Summer Eights 2014   Leave a comment

I returned to Oxford in time to train for and race in one last bumps race: Summer Eights 2014. In a Wolfson rebuilding year, I was rowing in our men’s first boat and coxing the women’s second boat. Both crews performed strongly. While the men were bumped down over the first two days by speedy Magdalen and Trinity boats, we were able to hold position over Friday and Saturday — the latter in front of a very respectable Balliol. We finished seventh on the river, confirming the tenacity that the past several years have brought out in Wolfson.

The women’s second boat had a stronger performance still. We bumped St. John’s II on Wednesday, followed by a powerful row-over Thursday. We went on to bump St. Hilda’s on Friday, and rowed over Saturday, securing our highest finish since the modern women’s Summer Eights patterns started in the early 1980’s.

Eights14 1

I also had the chance to announce some of the morning races. To liven things up a bit, I adapted a few historical and fictional speeches with a bumps bent.

Eights 14 Announcing

These included Winston Churchill:

We shall go on to the bump. We shall fight on the catch, we shall fight on the legs and backs, we shall fight with growing confidence and growing strength on the finish, we shall defend our stern, whatever the cost may be. We shall fight in the gut, we shall fight on the green banks, we shall fight by the boathouses and to the finish line; we shall never concede.

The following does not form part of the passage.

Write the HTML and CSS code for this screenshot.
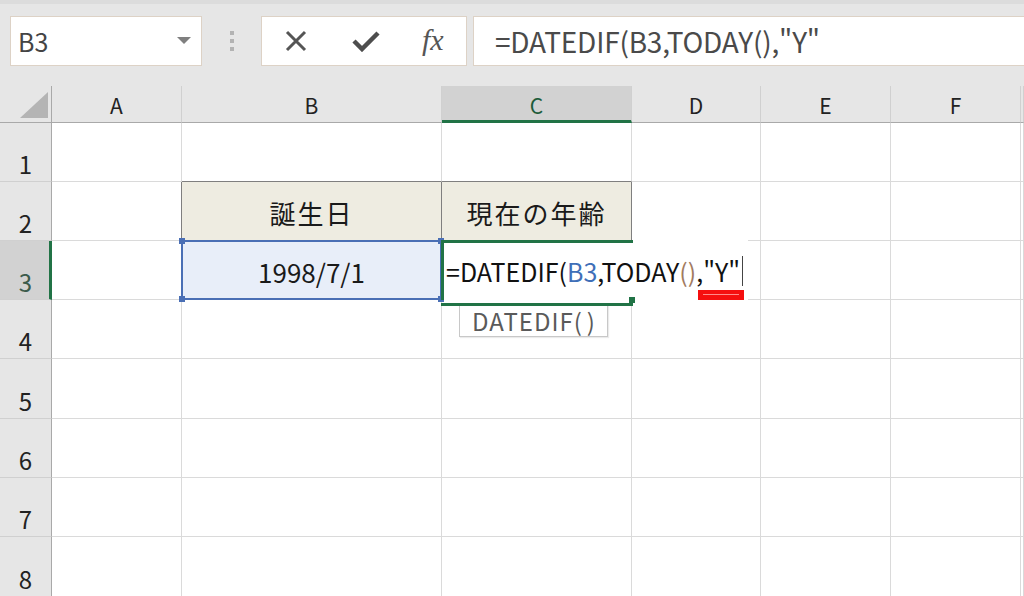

(But please do concede if the bump is inevitable.)

Teddy Roosevelt:

The credit belongs to the men and women who are actually on the Isis, whose faces are marred by river water and goose poo and blood; who strive valiantly; who err, who are bumped again and again, because there is no effort without error and shortcoming; but who do actually strive to do the deeds; who know great enthusiasms, the great devotions; who spend themselves in a worthy cause; who at the best know in the end the triumph of a bump, and who at the worst, if they are bumped, at least fail while daring greatly, so that their place shall never be with those timid souls who neither know victory nor defeat.

Aragorn of Lord of the Rings:

Hold your finishes! Hold your finishes! Sons of John’s, of Peter’s, of Hilda’s, my brothers, I see in your eyes the same fear that would take the heart of me. A day may come when the strength of rowers fails, when we forsake our catches and break all bonds of timing, but it is not this day. An hour of crabs and shattered blades, when the age of bumps comes crashing down, but it is not this day! This day we row! By all that you hold dear on this good Isis, I bid you stand, Men of Oxford!

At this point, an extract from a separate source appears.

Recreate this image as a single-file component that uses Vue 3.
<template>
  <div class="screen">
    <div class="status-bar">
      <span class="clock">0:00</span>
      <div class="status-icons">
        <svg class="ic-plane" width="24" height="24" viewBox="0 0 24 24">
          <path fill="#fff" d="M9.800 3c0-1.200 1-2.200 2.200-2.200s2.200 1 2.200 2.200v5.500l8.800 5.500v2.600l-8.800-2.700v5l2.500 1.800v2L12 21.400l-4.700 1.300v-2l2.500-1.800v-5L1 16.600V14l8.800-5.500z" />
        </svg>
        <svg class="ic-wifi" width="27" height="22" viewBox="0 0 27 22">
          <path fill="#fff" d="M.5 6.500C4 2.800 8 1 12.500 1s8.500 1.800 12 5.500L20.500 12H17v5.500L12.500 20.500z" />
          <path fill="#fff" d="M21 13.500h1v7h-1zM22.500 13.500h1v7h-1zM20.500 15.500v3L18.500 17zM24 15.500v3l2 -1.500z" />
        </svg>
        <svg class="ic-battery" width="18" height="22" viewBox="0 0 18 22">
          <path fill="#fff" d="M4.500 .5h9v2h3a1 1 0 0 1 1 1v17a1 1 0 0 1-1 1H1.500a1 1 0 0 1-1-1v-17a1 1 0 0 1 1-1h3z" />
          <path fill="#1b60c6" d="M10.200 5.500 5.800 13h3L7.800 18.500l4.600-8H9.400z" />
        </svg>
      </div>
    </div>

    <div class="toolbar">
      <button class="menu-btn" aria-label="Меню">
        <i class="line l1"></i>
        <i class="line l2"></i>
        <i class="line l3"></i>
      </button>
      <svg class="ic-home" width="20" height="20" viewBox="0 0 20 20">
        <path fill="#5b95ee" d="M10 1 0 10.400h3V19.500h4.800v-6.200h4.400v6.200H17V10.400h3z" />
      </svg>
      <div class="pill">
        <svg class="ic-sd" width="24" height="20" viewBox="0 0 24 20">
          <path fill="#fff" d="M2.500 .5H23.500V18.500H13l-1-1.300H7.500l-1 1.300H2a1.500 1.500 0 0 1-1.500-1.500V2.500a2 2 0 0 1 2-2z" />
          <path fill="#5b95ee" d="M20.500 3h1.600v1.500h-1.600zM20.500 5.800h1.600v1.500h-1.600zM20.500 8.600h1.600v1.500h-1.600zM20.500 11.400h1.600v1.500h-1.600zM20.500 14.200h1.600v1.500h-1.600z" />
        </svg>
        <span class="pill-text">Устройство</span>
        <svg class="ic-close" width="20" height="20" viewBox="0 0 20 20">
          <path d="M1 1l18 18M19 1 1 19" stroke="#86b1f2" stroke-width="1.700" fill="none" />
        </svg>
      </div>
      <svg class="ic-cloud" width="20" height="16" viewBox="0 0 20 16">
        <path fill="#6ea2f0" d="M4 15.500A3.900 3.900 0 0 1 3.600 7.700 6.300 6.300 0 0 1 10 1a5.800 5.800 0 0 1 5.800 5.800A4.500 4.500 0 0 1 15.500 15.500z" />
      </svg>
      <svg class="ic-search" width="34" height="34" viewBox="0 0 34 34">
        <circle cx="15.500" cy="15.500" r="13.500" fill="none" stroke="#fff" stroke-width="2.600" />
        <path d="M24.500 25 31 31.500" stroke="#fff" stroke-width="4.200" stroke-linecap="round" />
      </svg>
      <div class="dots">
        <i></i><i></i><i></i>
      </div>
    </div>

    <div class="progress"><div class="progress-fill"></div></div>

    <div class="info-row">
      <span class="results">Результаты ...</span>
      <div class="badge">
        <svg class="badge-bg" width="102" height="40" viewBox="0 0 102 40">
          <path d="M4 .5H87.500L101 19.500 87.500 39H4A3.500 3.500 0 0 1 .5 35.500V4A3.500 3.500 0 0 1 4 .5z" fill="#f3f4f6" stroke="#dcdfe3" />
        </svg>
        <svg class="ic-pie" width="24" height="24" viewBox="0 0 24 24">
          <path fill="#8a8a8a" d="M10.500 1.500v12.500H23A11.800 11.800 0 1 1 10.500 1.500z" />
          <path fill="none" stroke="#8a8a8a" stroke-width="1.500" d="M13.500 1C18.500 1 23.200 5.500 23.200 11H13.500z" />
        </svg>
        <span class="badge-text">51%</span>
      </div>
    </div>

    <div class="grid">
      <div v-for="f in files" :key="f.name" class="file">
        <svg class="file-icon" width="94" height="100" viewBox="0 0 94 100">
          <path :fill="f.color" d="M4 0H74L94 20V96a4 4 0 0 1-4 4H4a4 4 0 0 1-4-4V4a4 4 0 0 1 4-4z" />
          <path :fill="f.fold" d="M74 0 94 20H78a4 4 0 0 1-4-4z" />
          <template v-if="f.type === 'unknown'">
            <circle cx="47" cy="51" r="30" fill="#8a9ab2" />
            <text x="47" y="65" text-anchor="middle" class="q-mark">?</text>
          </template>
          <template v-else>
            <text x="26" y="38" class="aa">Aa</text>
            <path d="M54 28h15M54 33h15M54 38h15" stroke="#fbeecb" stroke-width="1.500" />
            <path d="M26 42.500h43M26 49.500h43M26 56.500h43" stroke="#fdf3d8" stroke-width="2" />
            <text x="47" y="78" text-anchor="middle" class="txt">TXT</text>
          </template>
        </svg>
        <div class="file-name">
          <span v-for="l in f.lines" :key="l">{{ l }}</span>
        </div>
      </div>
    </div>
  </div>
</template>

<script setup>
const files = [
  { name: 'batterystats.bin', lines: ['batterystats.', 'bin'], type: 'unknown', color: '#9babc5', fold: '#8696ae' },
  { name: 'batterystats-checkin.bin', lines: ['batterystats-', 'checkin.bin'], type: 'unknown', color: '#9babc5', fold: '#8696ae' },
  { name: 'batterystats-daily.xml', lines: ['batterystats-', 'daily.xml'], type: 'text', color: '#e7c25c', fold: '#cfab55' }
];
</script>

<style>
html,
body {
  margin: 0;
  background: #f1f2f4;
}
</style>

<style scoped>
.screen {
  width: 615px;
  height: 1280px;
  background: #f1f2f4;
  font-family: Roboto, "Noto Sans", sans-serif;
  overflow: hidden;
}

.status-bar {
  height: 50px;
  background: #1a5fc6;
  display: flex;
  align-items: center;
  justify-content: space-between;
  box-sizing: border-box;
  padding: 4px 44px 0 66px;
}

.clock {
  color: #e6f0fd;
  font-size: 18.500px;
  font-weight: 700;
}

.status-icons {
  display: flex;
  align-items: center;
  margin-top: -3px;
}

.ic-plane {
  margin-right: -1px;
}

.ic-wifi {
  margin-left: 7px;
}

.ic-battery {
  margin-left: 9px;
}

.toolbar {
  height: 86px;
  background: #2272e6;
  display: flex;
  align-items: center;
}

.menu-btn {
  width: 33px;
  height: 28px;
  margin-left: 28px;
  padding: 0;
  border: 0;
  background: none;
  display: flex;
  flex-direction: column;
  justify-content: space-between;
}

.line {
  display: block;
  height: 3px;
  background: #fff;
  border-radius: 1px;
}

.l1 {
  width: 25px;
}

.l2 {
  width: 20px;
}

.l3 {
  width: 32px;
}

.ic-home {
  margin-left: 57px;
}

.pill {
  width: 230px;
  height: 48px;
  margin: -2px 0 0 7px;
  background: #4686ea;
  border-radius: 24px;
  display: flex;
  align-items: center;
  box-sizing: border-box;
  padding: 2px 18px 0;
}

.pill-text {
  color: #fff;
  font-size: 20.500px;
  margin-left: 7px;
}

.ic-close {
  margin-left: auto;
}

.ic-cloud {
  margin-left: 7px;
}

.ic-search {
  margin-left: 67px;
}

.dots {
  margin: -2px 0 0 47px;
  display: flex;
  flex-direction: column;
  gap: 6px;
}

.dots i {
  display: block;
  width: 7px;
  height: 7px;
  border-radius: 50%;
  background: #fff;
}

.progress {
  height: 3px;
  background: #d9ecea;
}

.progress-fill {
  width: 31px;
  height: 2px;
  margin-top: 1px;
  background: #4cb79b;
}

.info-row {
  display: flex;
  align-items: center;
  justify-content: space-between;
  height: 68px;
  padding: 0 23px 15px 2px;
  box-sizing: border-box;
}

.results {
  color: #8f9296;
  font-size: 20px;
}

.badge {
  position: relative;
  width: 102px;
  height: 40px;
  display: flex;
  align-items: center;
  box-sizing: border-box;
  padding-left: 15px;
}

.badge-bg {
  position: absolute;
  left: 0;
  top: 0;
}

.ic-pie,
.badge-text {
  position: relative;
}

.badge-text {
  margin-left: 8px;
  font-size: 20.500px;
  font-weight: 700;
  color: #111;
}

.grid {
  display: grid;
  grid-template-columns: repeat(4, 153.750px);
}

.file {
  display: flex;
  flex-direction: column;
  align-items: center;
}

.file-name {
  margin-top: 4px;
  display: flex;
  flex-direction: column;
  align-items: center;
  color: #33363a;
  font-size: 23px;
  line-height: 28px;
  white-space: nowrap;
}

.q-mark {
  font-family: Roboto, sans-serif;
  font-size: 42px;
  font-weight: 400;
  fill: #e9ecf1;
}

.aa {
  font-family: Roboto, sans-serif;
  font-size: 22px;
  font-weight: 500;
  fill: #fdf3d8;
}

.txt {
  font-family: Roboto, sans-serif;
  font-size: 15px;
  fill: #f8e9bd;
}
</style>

And finally, Winston Churchill once again:

If we fail, then the whole boat club, including all that we have known and cared for, will sink into the abyss of a new dark age made more sinister, and perhaps more protracted, by the ambitions of the filthy Tabs. Let us therefore brace ourselves to our duties, and so bear ourselves, that if Oxford University and its Colleges last for another thousand years, at Eights dinners they will still say, “This was their finest bump.”